Василий должен был признать, что Ляух довольно точно и подробно описал то, что видел. И даже глаза. Раньше Вася не обращал на них внимания, но теперь видел, что взгляд у павлина (по крайней мере, у этого) острый, холодный. Ему не хотелось, чтобы эти глаза увидели его, чтобы это существо окончательно обрело реальность, полностью переместившись в этот мир. Пока что оно болталось где-то между мирами — теперь Вася это ясно ощутил.

— Павлин, — повторил он решительно.

Изображение расплылось и исчезло. Ляух, кажется, был разочарован.
— Я не успел как следует рассмотреть его. Особенно это... которое...

— Это хвост, — сообщил Вася.

— Он, наверное, живёт в пустыне, — предположил квекс. — В лесу с таким хвостом не развернёшься.

— Он складывается.

— Вот это да! Как держалка?

— Вроде того.

— Полосато! — восхитился квекс. — Неужели он может подняться с ним в воздух?

— Не знаю, — неуверенно отозвался Василий. — По-моему, павлины не летают. Если только совсем низко и недалеко.

— Птицы, а не летают, — задумчиво пробормотал квекс. — Вместо этого у них — хвост. Зачем им такой хвост?

— Нет, я всё-таки не понимаю, — недовольно заявил Василий, — почему после того, как ты узнал наше название этой птицы, она перестала быть для тебя страшной?

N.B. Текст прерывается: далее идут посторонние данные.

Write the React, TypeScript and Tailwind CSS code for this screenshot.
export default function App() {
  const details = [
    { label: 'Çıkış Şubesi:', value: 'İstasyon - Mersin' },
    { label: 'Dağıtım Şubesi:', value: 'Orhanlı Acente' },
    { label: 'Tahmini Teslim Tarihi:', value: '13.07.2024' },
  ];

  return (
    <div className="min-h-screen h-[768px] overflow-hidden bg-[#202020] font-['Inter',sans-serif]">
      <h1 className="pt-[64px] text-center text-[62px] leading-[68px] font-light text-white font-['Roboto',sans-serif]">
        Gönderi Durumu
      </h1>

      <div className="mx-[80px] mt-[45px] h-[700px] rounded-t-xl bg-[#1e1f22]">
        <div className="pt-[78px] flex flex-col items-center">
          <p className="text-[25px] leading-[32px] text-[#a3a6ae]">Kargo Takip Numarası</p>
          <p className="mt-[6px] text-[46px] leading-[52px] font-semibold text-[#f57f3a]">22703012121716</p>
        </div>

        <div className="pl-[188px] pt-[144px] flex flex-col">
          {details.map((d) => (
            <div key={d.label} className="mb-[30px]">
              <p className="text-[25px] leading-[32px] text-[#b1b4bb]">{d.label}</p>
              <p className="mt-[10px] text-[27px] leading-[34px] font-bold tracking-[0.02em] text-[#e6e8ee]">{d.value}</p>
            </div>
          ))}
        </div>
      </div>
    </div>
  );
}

— Потому что я узнал, что она не страшная.

— А почему ты вообще решил, что она из другого мира? Вы же знать не знаете, что водится хотя бы вот в этой вашей Пустыне! Тут может встретиться кто угодно!

— Конечно, — ответил Ляух, глядя на Васю с недоумением, — но когда я увижу "кого угодно", я пойму, что он живёт здесь.

— Откуда?! Как?!

— Видишь ли, принц, — вмешался подплывший поближе Му, — у жителей Центрального Мира есть некоторые особенности, которые им самим кажутся вполне естественными. Например, они безошибочно отличают разумное существо от животного, хотя бы и очень сообразительного. Порой сделать это очень непросто, а с первого взгляда и вовсе невозможно, но только не для них. Любое достаточно разумное существо не вызывает у них страха или неприязни, как бы оно ни выглядело, но неразумные или недостаточно разумные формы жизни приводят их в ужас, если не являются уроженцами Центра. Последних они всегда могут узнать, даже если никогда прежде не видели.

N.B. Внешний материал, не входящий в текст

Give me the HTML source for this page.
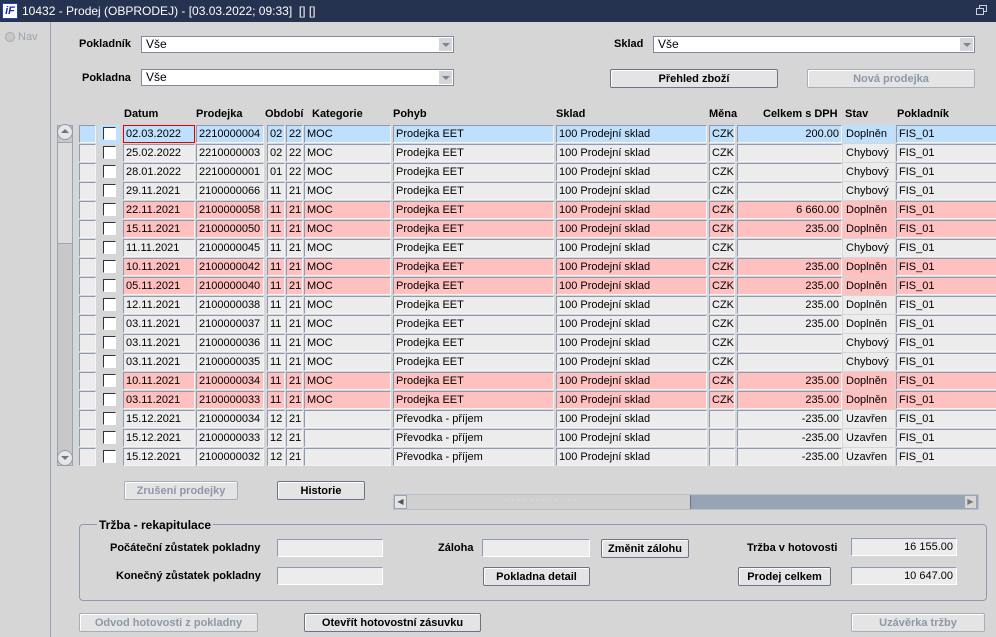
<!DOCTYPE html>
<html><head><meta charset="utf-8"><style>
*{box-sizing:border-box;margin:0;padding:0}
body{width:996px;height:637px;background:#d6d6d6;font-family:"Liberation Sans",Arial,sans-serif;font-size:11px;color:#000;position:relative;overflow:hidden}
.a{position:absolute}
.title{left:0;top:0;width:996px;height:22px;background:#253350;color:#fff;font-size:12px;line-height:22px;padding-left:22px}
.logo{left:2px;top:3px;width:16px;height:16px;background:#fff;border:1px solid #2040c0;color:#1a2fa8;font:bold italic 11px/14px "Liberation Sans",sans-serif;text-align:center}
.nav{left:0;top:22px;width:51px;height:615px;border-right:1px solid #9aa4b4;background:#d6d6d6}
.lbl{font-weight:bold;font-size:11px}
.combo{background:#fff;border:1px solid #7f8a9c;height:17px;line-height:15px;padding-left:4px;font-size:12px}
.combo i{position:absolute;right:1px;top:1px;width:13px;height:13px;background:#d6d6d6}
.combo i:after{content:"";position:absolute;left:3px;top:5px;border-left:4px solid transparent;border-right:4px solid transparent;border-top:4px solid #7a8595}
.btn{border:1px solid #6b7486;border-radius:2px;background:#e4e4e4;font-weight:bold;font-size:11px;text-align:center;line-height:18px;height:19px;box-shadow:inset 1px 1px 0 #fff}
.dis{color:#8e97a8;border-color:#a6aebb}
.hd{top:108px;font-weight:bold;font-size:11px}
.c{position:absolute;top:0;height:18px;border:1px solid #8e9ab0;border-right-color:#f4f4f4;border-bottom-color:#f4f4f4;line-height:17px;padding:0 2px;white-space:nowrap;overflow:hidden;font-size:11px}
.r{position:absolute;left:0;width:996px;height:19px}
.b .c{background:#bfe0fc}.g .c{background:#ececec}.p .c{background:#ffc0c0}
.r .m{left:79px;width:17px;background:#ececec!important}
.b .m{background:#bfe0fc!important}
.r .k{left:103px;width:13px;height:13px;top:2px;background:#fff!important;border-color:#2a3346 #fff #fff #2a3346}
.d{left:123px;width:72px}.e{left:196px;width:68px}.o1{left:267px;width:18px}.o2{left:286px;width:17px}
.ka{left:304px;width:87px}.po{left:393px;width:161px}.sk{left:556px;width:151px}.me{left:709px;width:26px}
.ce{left:737px;width:105px;text-align:right}.st{left:843px;width:52px;border-color:transparent!important}.pk{left:896px;width:100px;border-right:none!important}
.fld{background:#ececec;border:1px solid #8e9ab0;border-right-color:#fff;border-bottom-color:#fff;height:18px;text-align:right;padding-right:3px;line-height:17px}
</style></head><body>
<div class="a title">10432 - Prodej (OBPRODEJ) - [03.03.2022; 09:33]&nbsp; [] []</div>
<div class="a logo">iF</div>
<div class="a" style="left:979px;top:5px;width:8px;height:7px;border:1px solid #ccd"></div>
<div class="a" style="left:976px;top:8px;width:8px;height:7px;border:1px solid #ccd;background:#253350"></div>
<div class="a nav"></div>
<div class="a" style="left:5px;top:32px;width:10px;height:10px;border-radius:50%;background:#c8c8c8;border:1px solid #aaa"></div>
<div class="a" style="left:18px;top:31px;color:#9aa2b0;font-size:11px">Nav</div>

<div class="a lbl" style="left:79px;top:38px">Pokladník</div>
<div class="a combo" style="left:141px;top:36px;width:313px">Vše<i></i></div>
<div class="a lbl" style="left:82px;top:72px">Pokladna</div>
<div class="a combo" style="left:141px;top:69px;width:313px">Vše<i></i></div>
<div class="a lbl" style="left:614px;top:38px">Sklad</div>
<div class="a combo" style="left:653px;top:36px;width:322px">Vše<i></i></div>
<div class="a btn" style="left:610px;top:69px;width:168px">Přehled zboží</div>
<div class="a btn dis" style="left:807px;top:69px;width:168px">Nová prodejka</div>

<div class="a hd" style="left:124px">Datum</div>
<div class="a hd" style="left:196px">Prodejka</div>
<div class="a hd" style="left:265px">Období</div>
<div class="a hd" style="left:312px">Kategorie</div>
<div class="a hd" style="left:393px">Pohyb</div>
<div class="a hd" style="left:556px">Sklad</div>
<div class="a hd" style="left:709px">Měna</div>
<div class="a hd" style="left:763px">Celkem s DPH</div>
<div class="a hd" style="left:845px">Stav</div>
<div class="a hd" style="left:897px">Pokladník</div>

<div class="a" style="left:57px;top:125px;width:16px;height:341px;background:#c8c8c8;border:1px solid #9aa4b4"></div>
<div class="a" style="left:57px;top:142px;width:16px;height:102px;background:#dcdcdc;border:1px solid #9aa4b4"></div>
<div class="a" style="left:57px;top:124px;width:16px;height:16px;border-radius:50%;background:#e6e6e6;border:1px solid #8e98a8"></div>
<div class="a" style="left:61px;top:129px;border-left:4px solid transparent;border-right:4px solid transparent;border-bottom:4px solid #6a7486"></div>
<div class="a" style="left:57px;top:450px;width:16px;height:16px;border-radius:50%;background:#e6e6e6;border:1px solid #8e98a8"></div>
<div class="a" style="left:61px;top:456px;border-left:4px solid transparent;border-right:4px solid transparent;border-top:4px solid #6a7486"></div>

<div class="r b" style="top:125px"><div class="c m"></div><div class="a" style="left:99px;top:0;width:21px;height:19px;background:#bfe0fc"></div><div class="c k"></div><div class="c d" style="border:1px solid #e00000">02.03.2022</div><div class="c e">2210000004</div><div class="c o1">02</div><div class="c o2">22</div><div class="c ka">MOC</div><div class="c po">Prodejka EET</div><div class="c sk">100 Prodejní sklad</div><div class="c me">CZK</div><div class="c ce">200.00</div><div class="c st">Doplněn</div><div class="c pk">FIS_01</div></div>
<div class="r g" style="top:144px"><div class="c m"></div><div class="c k"></div><div class="c d">25.02.2022</div><div class="c e">2210000003</div><div class="c o1">02</div><div class="c o2">22</div><div class="c ka">MOC</div><div class="c po">Prodejka EET</div><div class="c sk">100 Prodejní sklad</div><div class="c me">CZK</div><div class="c ce"></div><div class="c st">Chybový</div><div class="c pk">FIS_01</div></div>
<div class="r g" style="top:163px"><div class="c m"></div><div class="c k"></div><div class="c d">28.01.2022</div><div class="c e">2210000001</div><div class="c o1">01</div><div class="c o2">22</div><div class="c ka">MOC</div><div class="c po">Prodejka EET</div><div class="c sk">100 Prodejní sklad</div><div class="c me">CZK</div><div class="c ce"></div><div class="c st">Chybový</div><div class="c pk">FIS_01</div></div>
<div class="r g" style="top:182px"><div class="c m"></div><div class="c k"></div><div class="c d">29.11.2021</div><div class="c e">2100000066</div><div class="c o1">11</div><div class="c o2">21</div><div class="c ka">MOC</div><div class="c po">Prodejka EET</div><div class="c sk">100 Prodejní sklad</div><div class="c me">CZK</div><div class="c ce"></div><div class="c st">Chybový</div><div class="c pk">FIS_01</div></div>
<div class="r p" style="top:201px"><div class="c m"></div><div class="c k"></div><div class="c d">22.11.2021</div><div class="c e">2100000058</div><div class="c o1">11</div><div class="c o2">21</div><div class="c ka">MOC</div><div class="c po">Prodejka EET</div><div class="c sk">100 Prodejní sklad</div><div class="c me">CZK</div><div class="c ce">6 660.00</div><div class="c st">Doplněn</div><div class="c pk">FIS_01</div></div>
<div class="r p" style="top:220px"><div class="c m"></div><div class="c k"></div><div class="c d">15.11.2021</div><div class="c e">2100000050</div><div class="c o1">11</div><div class="c o2">21</div><div class="c ka">MOC</div><div class="c po">Prodejka EET</div><div class="c sk">100 Prodejní sklad</div><div class="c me">CZK</div><div class="c ce">235.00</div><div class="c st">Doplněn</div><div class="c pk">FIS_01</div></div>
<div class="r g" style="top:239px"><div class="c m"></div><div class="c k"></div><div class="c d">11.11.2021</div><div class="c e">2100000045</div><div class="c o1">11</div><div class="c o2">21</div><div class="c ka">MOC</div><div class="c po">Prodejka EET</div><div class="c sk">100 Prodejní sklad</div><div class="c me">CZK</div><div class="c ce"></div><div class="c st">Chybový</div><div class="c pk">FIS_01</div></div>
<div class="r p" style="top:258px"><div class="c m"></div><div class="c k"></div><div class="c d">10.11.2021</div><div class="c e">2100000042</div><div class="c o1">11</div><div class="c o2">21</div><div class="c ka">MOC</div><div class="c po">Prodejka EET</div><div class="c sk">100 Prodejní sklad</div><div class="c me">CZK</div><div class="c ce">235.00</div><div class="c st">Doplněn</div><div class="c pk">FIS_01</div></div>
<div class="r p" style="top:277px"><div class="c m"></div><div class="c k"></div><div class="c d">05.11.2021</div><div class="c e">2100000040</div><div class="c o1">11</div><div class="c o2">21</div><div class="c ka">MOC</div><div class="c po">Prodejka EET</div><div class="c sk">100 Prodejní sklad</div><div class="c me">CZK</div><div class="c ce">235.00</div><div class="c st">Doplněn</div><div class="c pk">FIS_01</div></div>
<div class="r g" style="top:296px"><div class="c m"></div><div class="c k"></div><div class="c d">12.11.2021</div><div class="c e">2100000038</div><div class="c o1">11</div><div class="c o2">21</div><div class="c ka">MOC</div><div class="c po">Prodejka EET</div><div class="c sk">100 Prodejní sklad</div><div class="c me">CZK</div><div class="c ce">235.00</div><div class="c st">Doplněn</div><div class="c pk">FIS_01</div></div>
<div class="r g" style="top:315px"><div class="c m"></div><div class="c k"></div><div class="c d">03.11.2021</div><div class="c e">2100000037</div><div class="c o1">11</div><div class="c o2">21</div><div class="c ka">MOC</div><div class="c po">Prodejka EET</div><div class="c sk">100 Prodejní sklad</div><div class="c me">CZK</div><div class="c ce">235.00</div><div class="c st">Doplněn</div><div class="c pk">FIS_01</div></div>
<div class="r g" style="top:334px"><div class="c m"></div><div class="c k"></div><div class="c d">03.11.2021</div><div class="c e">2100000036</div><div class="c o1">11</div><div class="c o2">21</div><div class="c ka">MOC</div><div class="c po">Prodejka EET</div><div class="c sk">100 Prodejní sklad</div><div class="c me">CZK</div><div class="c ce"></div><div class="c st">Chybový</div><div class="c pk">FIS_01</div></div>
<div class="r g" style="top:353px"><div class="c m"></div><div class="c k"></div><div class="c d">03.11.2021</div><div class="c e">2100000035</div><div class="c o1">11</div><div class="c o2">21</div><div class="c ka">MOC</div><div class="c po">Prodejka EET</div><div class="c sk">100 Prodejní sklad</div><div class="c me">CZK</div><div class="c ce"></div><div class="c st">Chybový</div><div class="c pk">FIS_01</div></div>
<div class="r p" style="top:372px"><div class="c m"></div><div class="c k"></div><div class="c d">10.11.2021</div><div class="c e">2100000034</div><div class="c o1">11</div><div class="c o2">21</div><div class="c ka">MOC</div><div class="c po">Prodejka EET</div><div class="c sk">100 Prodejní sklad</div><div class="c me">CZK</div><div class="c ce">235.00</div><div class="c st">Doplněn</div><div class="c pk">FIS_01</div></div>
<div class="r p" style="top:391px"><div class="c m"></div><div class="c k"></div><div class="c d">03.11.2021</div><div class="c e">2100000033</div><div class="c o1">11</div><div class="c o2">21</div><div class="c ka">MOC</div><div class="c po">Prodejka EET</div><div class="c sk">100 Prodejní sklad</div><div class="c me">CZK</div><div class="c ce">235.00</div><div class="c st">Doplněn</div><div class="c pk">FIS_01</div></div>
<div class="r g" style="top:410px"><div class="c m"></div><div class="c k"></div><div class="c d">15.12.2021</div><div class="c e">2100000034</div><div class="c o1">12</div><div class="c o2">21</div><div class="c ka"></div><div class="c po">Převodka - příjem</div><div class="c sk">100 Prodejní sklad</div><div class="c me"></div><div class="c ce">-235.00</div><div class="c st">Uzavřen</div><div class="c pk">FIS_01</div></div>
<div class="r g" style="top:429px"><div class="c m"></div><div class="c k"></div><div class="c d">15.12.2021</div><div class="c e">2100000033</div><div class="c o1">12</div><div class="c o2">21</div><div class="c ka"></div><div class="c po">Převodka - příjem</div><div class="c sk">100 Prodejní sklad</div><div class="c me"></div><div class="c ce">-235.00</div><div class="c st">Uzavřen</div><div class="c pk">FIS_01</div></div>
<div class="r g" style="top:448px"><div class="c m"></div><div class="c k"></div><div class="c d">15.12.2021</div><div class="c e">2100000032</div><div class="c o1">12</div><div class="c o2">21</div><div class="c ka"></div><div class="c po">Převodka - příjem</div><div class="c sk">100 Prodejní sklad</div><div class="c me"></div><div class="c ce">-235.00</div><div class="c st">Uzavřen</div><div class="c pk">FIS_01</div></div>

<div class="a btn dis" style="left:124px;top:481px;width:114px">Zrušení prodejky</div>
<div class="a btn" style="left:277px;top:481px;width:88px">Historie</div>

<div class="a" style="left:393px;top:494px;width:586px;height:16px;background:#97a4b6;border:1px solid #b8c0cc"></div>
<div class="a" style="left:394px;top:495px;width:297px;height:14px;background:#d0d0d0;border-right:1px solid #6b7486"></div>
<div class="a" style="left:394px;top:495px;width:13px;height:14px;background:#e4e4e4;border:1px solid #9aa4b4;font-size:8px;line-height:12px;text-align:center;color:#555">◀</div>
<div class="a" style="left:964px;top:495px;width:13px;height:14px;background:#d6d6d6;border:1px solid #9aa4b4;font-size:8px;line-height:12px;text-align:center;color:#777">▶</div>
<div class="a" style="left:505px;top:497px;color:#fff;font-size:7px;letter-spacing:1px">· · · · · · · · · · · ·</div>

<div class="a" style="left:79px;top:524px;width:908px;height:77px;border:1px solid #8e9ab0;border-radius:4px"></div>
<div class="a lbl" style="left:97px;top:518px;background:#d6d6d6;padding:0 2px;font-size:12px">Tržba - rekapitulace</div>
<div class="a lbl" style="left:110px;top:542px">Počáteční zůstatek pokladny</div>
<div class="a fld" style="left:277px;top:539px;width:106px"></div>
<div class="a lbl" style="left:116px;top:570px">Konečný zůstatek pokladny</div>
<div class="a fld" style="left:277px;top:567px;width:106px"></div>
<div class="a lbl" style="left:438px;top:542px">Záloha</div>
<div class="a fld" style="left:482px;top:539px;width:108px"></div>
<div class="a btn" style="left:601px;top:539px;width:88px">Změnit zálohu</div>
<div class="a btn" style="left:483px;top:567px;width:107px">Pokladna detail</div>
<div class="a lbl" style="left:747px;top:542px">Tržba v hotovosti</div>
<div class="a fld" style="left:851px;top:538px;width:106px">16 155.00</div>
<div class="a btn" style="left:738px;top:567px;width:93px">Prodej celkem</div>
<div class="a fld" style="left:851px;top:567px;width:106px">10 647.00</div>

<div class="a btn dis" style="left:79px;top:613px;width:179px">Odvod hotovosti z pokladny</div>
<div class="a btn" style="left:304px;top:613px;width:177px">Otevřít hotovostní zásuvku</div>
<div class="a btn dis" style="left:851px;top:613px;width:134px">Uzávěrka tržby</div>
</body></html>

— Ага... теперь я начинаю понимать, почему меня они не испугались, а коза нагнала на них такого страху. Но как они могли с квексом-то меня перепутать?!

— Я уверен, что они перепутали тебя не с квексом, а с какой-то другой расой, гораздо более похожей на вашу, — рассудительно заметил фоому. — Разумеется, это непростительная ошибка с их стороны. Совершенно непростительная! Дело в том, что я как раз находился в медицинском учреждении, которое... взяло на себя заботу о моём теле, когда ты туда прибыл... и я стал свидетелем этой... в некотором роде...

— Когда меня туда притащили — ты хотел сказать? Ты стал свидетелем того, как меня едва не утопили! Насмерть! — прибавил Вася для большей убедительности.

— Я глубоко сочувствую, но с объективной точки зрения... должен заметить, что подобной крайности они не допустили бы.

— Ну да! Только превратили бы меня в нечто светящееся и газообразное, а чтобы какие-нибудь там крайности — это никогда!

— Сожалею, что не сумел предотвратить, — печально прошелестел Му. — Я видел, что служащая совершает ошибку, что у тебя нет возможности дышать под водой... Я пытался привлечь внимание, но меня, как и следовало ожидать, никто не заметил, ведь в Городе нас видно только в темноте. А если бы и заметил, то ничего бы не понял... — он надулся и опал, похожий на грустное мерцающее облако.

— Не переживай, — попытался успокоить его Вася, — в конце концов, всё обошлось, а скоро и ты... это... соединишься обратно.

— Если мы успеем, — выдохнул призрак.

— То есть как это — если?

— Никогда прежде хррги не совершали подобных ошибок, никогда не отказывались от работы, как делают это теперь некоторые из них, никогда не пустовали гостиницы Центрального Мира, никогда принца не ждали так долго, как на этот раз. И ещё одно — последнее никогда: никогда не была так близка гибель и разрушение всего этого мира.